Hello Andrii, Thanks for the reply, and the link to the new (?) documentation. On 01/09/13 09:41, Andrii Sydorchuk wrote:
Hi Louis, [snip] The procedure is the following: 1) Instead of iterating over Voronoi edges, iterate over all Voronoi vertices. 2) For each Voronoi vertex check all Voronoi edges incident to it (in general case there should be 3 edges). For each such edge find the input point or segment located within the cell, that the edge belongs to. Check if all input object share a common endpoint. If yes, then the Voronoi vertex is located on the boundary, otherwise no. You can find more details on how to iterate over incident objects and Voronoi diagram topology here: http://www.boost.org/doc/libs/1_54_0/libs/polygon/doc/voronoi_diagram.htm
Yes, that's better than my idea, as it avoids comparing voronoi co-ords with user input points, so I don't need an epsilon.

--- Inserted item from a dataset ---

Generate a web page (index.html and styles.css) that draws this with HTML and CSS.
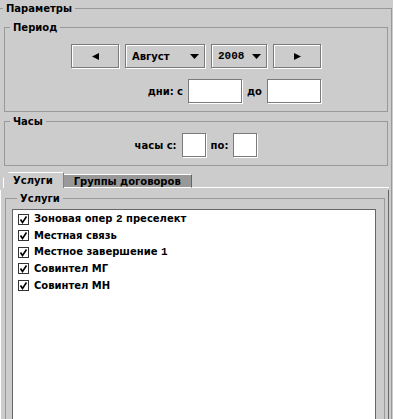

Let me know if you have more questions.
After I've identified and marked the boundary vertices I need to identify and mark which vertices are outside and which are inside the shape. The shape is closed, but can have holes e.g. an annulus. I don't know if the following procedure is correct. Assume vertices on boundaries have been marked 1 and all others are 0. (1) Find an unmarked vertex and mark it and all unmarked vertices that can be reached from it via primary edges with 2. (2) Keep repeating (1) but mark vertices with 3,4,..., until all vertices are marked. (3) That identifies the separate areas, but I don't know which areas are outside, which are holes and which are inside. (4) If outside vertices (not in a hole) are always connected to an infinite vertex then I can use that fact to identify the outside area (and can deduce the others from that). So my question is, is each outside vertex connected to an infinite vertex via primary edges? [1] Thanks for your help, Louis [1] I assume inside vertices, and those in a hole, are not connected to an infinite vertex (via primary edges).